KABUL, Afghanistan -- An American bombing that may have killed up to 90 Afghan civilians last month was based on false information provided by a rival tribe and did not kill a single Taliban fighter, the president's spokesman said Sunday.
The claim contradicted a U.S. contention that the Aug. 22 raid on the western village of Azizabad killed up to 35 Taliban fighters.
"There was total misinformation fed to the coalition forces," said Humayun Hamidzada, the spokesman for President Hamid Karzai.
Afghan police arrested three suspects accused of giving the U.S. military false intelligence that led to the bombardment, the Interior Ministry has said.
An Afghan government commission found that up to 90 civilians were killed, including 60 children, a finding backed by a preliminary U.N. report.
The bombing strained the U.S.-Afghan relationship but the countries remain committed allies, Hamidzada said.
The operation, conducted by U.S. Special Forces and Afghan soldiers, targeted Afghan employees of a British security firm and their family members -- the reason the U.S. military recovered weapons after the battle, Hamidzada said.
The U.S. has said its forces were fired on first during a raid that targeted and killed a known militant commander named Mullah Sidiq. But villagers say their homes were targeted because of false information provided by a rival tribesman named Nader Tawakil.
An Afghan parliamentarian has said Tawakil is in the protective custody of U.S. forces. The coalition has declined to comment.
"How the information was gathered, how it was misfed, and their personal animosity led to trying to use the international forces for their own political disputes, which led to a disastrous event and caused a strain on the relationship of the Afghan government and international forces," Hamidzada said.
"Not a single Talib was killed," he added. "So it was a total disaster, and it made it even worse when there were denials, total denials."

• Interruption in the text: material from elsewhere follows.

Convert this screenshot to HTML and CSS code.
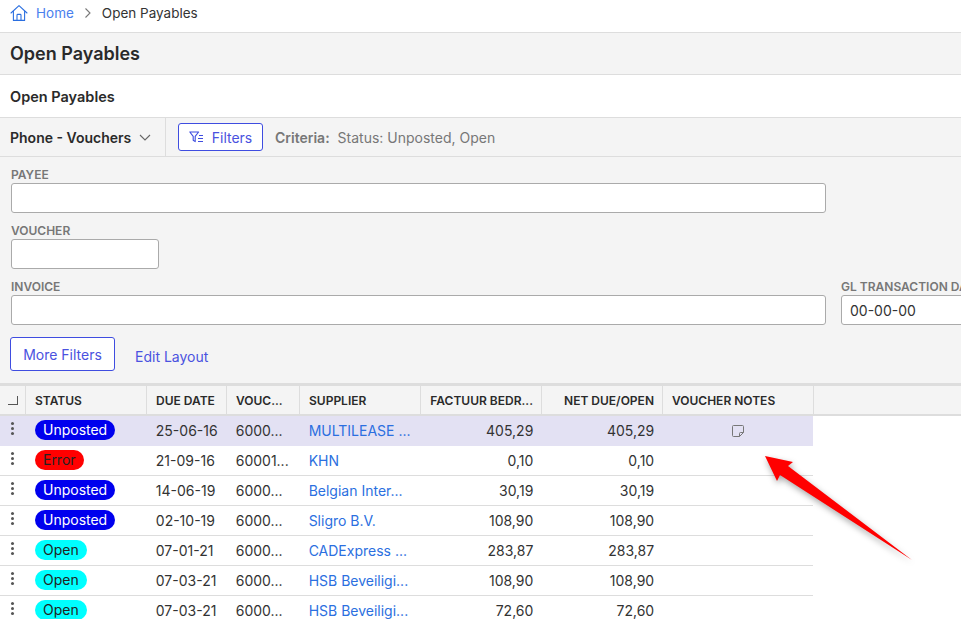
FILE: index.html
```html
<!DOCTYPE html>
<html lang="en">
<head>
    <meta charset="UTF-8">
    <title>Open Payables</title>
    <link rel="stylesheet" href="styles.css">
</head>
<body>
    <!-- Breadcrumb -->
    <nav class="breadcrumb">
        <svg class="home-icon" width="18" height="18" viewBox="0 0 18 18" fill="none" stroke="#2b6fe0" stroke-width="1.1" stroke-linejoin="round" stroke-linecap="round">
            <path d="M1 9 9 1.6 17 9"/>
            <path d="M3.4 7.4V16.4H14.6V7.4"/>
            <path d="M7 16.4V11.2Q7 10.4 7.8 10.4H10.2Q11 10.4 11 11.2V16.4"/>
        </svg>
        <a class="crumb-link">Home</a>
        <svg class="crumb-sep" width="8" height="12" viewBox="0 0 8 12" fill="none" stroke="#777" stroke-width="1.1"><path d="M1.5 1.5 6 6 1.5 10.5"/></svg>
        <span>Open Payables</span>
    </nav>

    <header class="page-title"><h1>Open Payables</h1></header>
    <div class="sub-title"><h2>Open Payables</h2></div>

    <!-- Toolbar -->
    <div class="toolbar">
        <div class="view-select">
            <span>Phone - Vouchers</span>
            <svg width="12" height="7" viewBox="0 0 12 7" fill="none" stroke="#666" stroke-width="1.1"><path d="M1 1 6 6 11 1"/></svg>
        </div>
        <button class="btn btn-filter">
            <svg width="15" height="12" viewBox="0 0 15 12" fill="none" stroke="#3f4de0" stroke-width="1.1" stroke-linejoin="round"><path d="M.8 1H9.6L6.2 5.4V10.6L4.2 9.2V5.4Z"/><path d="M10 4.5H14M9 7.5H14M9 10.5H14"/></svg>
            Filters
        </button>
        <div class="criteria"><b>Criteria:</b> Status: Unposted, Open</div>
    </div>

    <!-- Filters -->
    <section class="filters">
        <div class="field">
            <label>PAYEE</label>
            <input class="input input-wide" type="text">
        </div>
        <div class="field">
            <label>VOUCHER</label>
            <input class="input input-small" type="text">
        </div>
        <div class="field-row">
            <div class="field">
                <label>INVOICE</label>
                <input class="input input-wide" type="text">
            </div>
            <div class="field">
                <label>GL TRANSACTION DATE</label>
                <input class="input input-date" type="text" value="00-00-00">
            </div>
        </div>
        <div class="filter-actions">
            <button class="btn btn-more">More Filters</button>
            <a class="edit-layout">Edit Layout</a>
        </div>
    </section>

    <!-- Table -->
    <div class="grid">
        <div class="row head">
            <div class="cell c-menu"><span class="corner"></span></div>
            <div class="cell c-status">STATUS</div>
            <div class="cell c-due">DUE DATE</div>
            <div class="cell c-vouc">VOUC...</div>
            <div class="cell c-supp">SUPPLIER</div>
            <div class="cell c-amt">FACTUUR BEDR...</div>
            <div class="cell c-amt">NET DUE/OPEN</div>
            <div class="cell c-notes">VOUCHER NOTES</div>
        </div>
        <div class="row selected">
            <div class="cell c-menu"><i class="dots"></i></div>
            <div class="cell c-status"><span class="pill unposted">Unposted</span></div>
            <div class="cell c-due">25-06-16</div>
            <div class="cell c-vouc">6000...</div>
            <div class="cell c-supp"><a>MULTILEASE ...</a></div>
            <div class="cell c-amt">405,29</div>
            <div class="cell c-amt">405,29</div>
            <div class="cell c-notes note-cell">
                <svg width="14" height="14" viewBox="0 0 14 14" fill="none" stroke="#777" stroke-width="1"><path d="M2.5 1.5H11.5Q12.5 1.5 12.5 2.5V8.5L8.5 12.5H2.5Q1.5 12.5 1.5 11.5V2.5Q1.5 1.5 2.5 1.5Z"/><path d="M8.5 12.5V9.5Q8.5 8.5 9.5 8.5H12.5"/></svg>
            </div>
        </div>
        <div class="row">
            <div class="cell c-menu"><i class="dots"></i></div>
            <div class="cell c-status"><span class="pill error">Error</span></div>
            <div class="cell c-due">21-09-16</div>
            <div class="cell c-vouc">60001...</div>
            <div class="cell c-supp"><a>KHN</a></div>
            <div class="cell c-amt">0,10</div>
            <div class="cell c-amt">0,10</div>
            <div class="cell c-notes"></div>
        </div>
        <div class="row">
            <div class="cell c-menu"><i class="dots"></i></div>
            <div class="cell c-status"><span class="pill unposted">Unposted</span></div>
            <div class="cell c-due">14-06-19</div>
            <div class="cell c-vouc">6000...</div>
            <div class="cell c-supp"><a>Belgian Inter...</a></div>
            <div class="cell c-amt">30,19</div>
            <div class="cell c-amt">30,19</div>
            <div class="cell c-notes"></div>
        </div>
        <div class="row">
            <div class="cell c-menu"><i class="dots"></i></div>
            <div class="cell c-status"><span class="pill unposted">Unposted</span></div>
            <div class="cell c-due">02-10-19</div>
            <div class="cell c-vouc">6000...</div>
            <div class="cell c-supp"><a>Sligro B.V.</a></div>
            <div class="cell c-amt">108,90</div>
            <div class="cell c-amt">108,90</div>
            <div class="cell c-notes"></div>
        </div>
        <div class="row">
            <div class="cell c-menu"><i class="dots"></i></div>
            <div class="cell c-status"><span class="pill open">Open</span></div>
            <div class="cell c-due">07-01-21</div>
            <div class="cell c-vouc">6000...</div>
            <div class="cell c-supp"><a>CADExpress ...</a></div>
            <div class="cell c-amt">283,87</div>
            <div class="cell c-amt">283,87</div>
            <div class="cell c-notes"></div>
        </div>
        <div class="row">
            <div class="cell c-menu"><i class="dots"></i></div>
            <div class="cell c-status"><span class="pill open">Open</span></div>
            <div class="cell c-due">07-03-21</div>
            <div class="cell c-vouc">6000...</div>
            <div class="cell c-supp"><a>HSB Beveiligi...</a></div>
            <div class="cell c-amt">108,90</div>
            <div class="cell c-amt">108,90</div>
            <div class="cell c-notes"></div>
        </div>
        <div class="row">
            <div class="cell c-menu"><i class="dots"></i></div>
            <div class="cell c-status"><span class="pill open">Open</span></div>
            <div class="cell c-due">07-03-21</div>
            <div class="cell c-vouc">6000...</div>
            <div class="cell c-supp"><a>HSB Beveiligi...</a></div>
            <div class="cell c-amt">72,60</div>
            <div class="cell c-amt">72,60</div>
            <div class="cell c-notes"></div>
        </div>
    </div>

    <!-- Annotation arrow on top of the screenshot -->
    <svg class="arrow" width="961" height="619" viewBox="0 0 961 619">
        <path d="M765 456 793 462 788 466 912 560 780 475 777 481Z" fill="#ff0000"/>
    </svg>
</body>
</html>
```

FILE: styles.css
```css
html, body {
    height: 619px;
    overflow: hidden;
}

body {
    margin: 0;
    font-family: 'Inter', sans-serif;
    font-size: 14px;
    color: #333;
    background-color: #fff;
}

* {
    box-sizing: border-box;
}

a {
    color: #2b6fe0;
}

.breadcrumb {
    height: 33px;
    display: flex;
    align-items: center;
    padding: 0 0 6px 10px;
    border-bottom: 1px solid #ddd;
    font-size: 13.5px;
}

.home-icon {
    margin-right: 8px;
}

.crumb-link {
    color: #4a80ee;
}

.crumb-sep {
    margin: 0 10px;
}

.page-title {
    height: 42px;
    display: flex;
    align-items: center;
    padding-left: 10px;
    background-color: #f4f4f4;
    border-bottom: 1px solid #ddd;
}

h1 {
    margin: 0;
    font-size: 18px;
    font-weight: 600;
    color: #2a2a2a;
}

.sub-title {
    height: 43px;
    display: flex;
    align-items: center;
    padding-left: 10px;
    border-bottom: 1px solid #ddd;
}

h2 {
    margin: 0;
    font-size: 14.5px;
    font-weight: 600;
    color: #2a2a2a;
}

.toolbar {
    height: 39px;
    display: flex;
    align-items: center;
    background-color: #f4f4f4;
    border-bottom: 1px solid #ddd;
}

.view-select {
    width: 166px;
    height: 100%;
    display: flex;
    align-items: center;
    gap: 8px;
    padding-left: 10px;
    font-weight: 600;
    font-size: 14px;
    color: #2a2a2a;
    border-right: 1px solid #ddd;
}

.btn {
    font-family: inherit;
    background-color: #fff;
    border: 1px solid #3f4de0;
    border-radius: 3px;
    color: #4a52e0;
    font-size: 14px;
}

.btn-filter {
    width: 85px;
    height: 28px;
    margin-left: 12px;
    display: flex;
    align-items: center;
    justify-content: center;
    gap: 8px;
    padding: 0;
}

.criteria {
    margin-left: 12px;
    color: #777;
    font-size: 14px;
}

.criteria b {
    font-weight: 600;
    margin-right: 4px;
}

.filters {
    height: 229px;
    padding: 10px 0 0 11px;
    background-color: #f4f4f4;
    border-bottom: 3px solid #ddd;
}

.field {
    margin-bottom: 10px;
}

.field-row {
    display: flex;
    gap: 15px;
    width: 1100px;
}

label {
    display: block;
    height: 16px;
    font-size: 12px;
    line-height: 16px;
    font-weight: 600;
    color: #777;
}

.input {
    display: block;
    height: 30px;
    margin-top: 0;
    padding: 0 8px;
    font-family: inherit;
    font-size: 14px;
    color: #333;
    background-color: #fff;
    border: 1px solid #aaa;
    border-radius: 3px;
}

.input-wide {
    width: 815px;
}

.input-small {
    width: 148px;
}

.input-date {
    width: 130px;
}

.filter-actions {
    display: flex;
    align-items: center;
    gap: 20px;
    margin-left: -1px;
    margin-top: 2px;
}

.btn-more {
    width: 105px;
    height: 34px;
    padding: 0;
}

.edit-layout {
    color: #4a52e0;
    font-size: 14px;
    padding-top: 4px;
}

.grid {
    width: 961px;
}

.row {
    display: flex;
    height: 30px;
    border-bottom: 1px solid #ddd;
    width: 813px;
}

.row.head {
    width: 961px;
    background-color: #f4f4f4;
    font-size: 12px;
    font-weight: 600;
    color: #2a2a2a;
    border-bottom-width: 2px;
}

.row.selected {
    background-color: #e3e1f3;
    border-bottom-color: #e3e1f3;
}

.cell {
    display: flex;
    align-items: center;
    padding: 0 9px;
    white-space: nowrap;
    overflow: hidden;
}

.head .cell {
    border-right: 1px solid #ddd;
}

.c-menu {
    width: 26px;
    padding: 0;
    justify-content: center;
}

.c-status {
    width: 121px;
}

.c-due {
    width: 80px;
}

.c-vouc {
    width: 73px;
}

.c-supp {
    width: 121px;
}

.c-amt {
    width: 121px;
    justify-content: flex-end;
    padding-right: 8px;
}

.c-notes {
    width: 151px;
}

.note-cell {
    justify-content: center;
}

.corner {
    width: 10px;
    height: 9px;
    border-right: 1px solid #555;
    border-bottom: 1px solid #555;
}

.dots {
    width: 3px;
    height: 3px;
    border-radius: 50%;
    background-color: #555;
    box-shadow: 0 -5px 0 #555, 0 5px 0 #555;
    margin-bottom: 4px;
}

.pill {
    height: 20px;
    line-height: 20px;
    padding: 0 8px;
    border-radius: 10px;
    font-size: 14px;
    margin-bottom: 1px;
}

.unposted {
    background-color: #0000ee;
    color: #fff;
}

.error {
    background-color: #ff0000;
    color: #222;
}

.open {
    background-color: #00ffff;
    color: #222;
}

.arrow {
    position: absolute;
    top: 0;
    left: 0;
    pointer-events: none;
    filter: drop-shadow(1px 3px 3px rgba(0, 0, 0, 0.35));
}
```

The U.S. at first said that 30 militants and no civilians were killed. A formal military investigation found that the operation killed up to 35 militants and seven civilians.
But after video images showing at least 10 dead children and up to 40 other dead villagers surfaced last week, the U.S. said it would send a one-star general from the United States to investigate the strike.
Afghanistan's Interior Ministry said Friday three suspects had been arrested for allegedly giving false information to the American military, but it did not say who they were. Hamidzada and the Interior Ministry spokesman have also declined to say who was arrested.
A U.S. military spokeswoman did not respond to an e-mail seeking comment.
Villagers had gathered for a memorial ceremony in Azizabad to honor a tribal leader named Timor Shah, who had allegedly been killed by Tawakil, the rival tribesman, about eight months ago. Villagers said families had traveled to Azizabad for the ceremony, one of the reasons so many children were killed.
The top NATO spokesman in Afghanistan, Brig. Gen. Richard Blanchette, has said the U.S. coalition, U.N. and Afghan government would hold a joint investigation, but Hamidzada said the Afghan government would not take part.
"The Afghan government did not agree to a three-way investigation, because we have already completed two investigations," he said.
"There is no need to go around to the village and actually harass people one more time and remind them of the terrible ordeal they went through. We have the facts straight, we have all the information."
Karzai has long pleaded with international forces to reduce the number of civilians killed in operations, and now the government is studying its "status of force" agreement governing U.S. and NATO operations in the country. Afghan officials are also reviewing the use of airstrikes by international forces.
Hamidzada said Azizabad strained a relationship between friends.
"We can be critical of one particular issue but we are still partners," he said, adding there are ways of killing Taliban without hurting civilians.
"If we only rely on air raids, we know these are not accurate, we know the potential for civilian casualties is extremely high," he said. "So there has to be a combination of ground forces and the use of Afghan military forces. But you cannot just conduct operations from the air alone, because you hurt civilians."
In violence Sunday, a suicide car bomber attacked a convoy carrying Afghan doctors working for the United Nations in southern Afghanistan, killing two doctors and their driver, officials said.
The U.N. said it was trying to determine whether the bombing was an explicit attack on the world body or if the doctors were a target of opportunity.
Also in the Afghan south, a British soldier was killed in an explosion on Saturday, the Ministry of Defense said.
Elsewhere, seven children died after ordnance they were playing with exploded, and militants ambushed and killed seven police, officials said.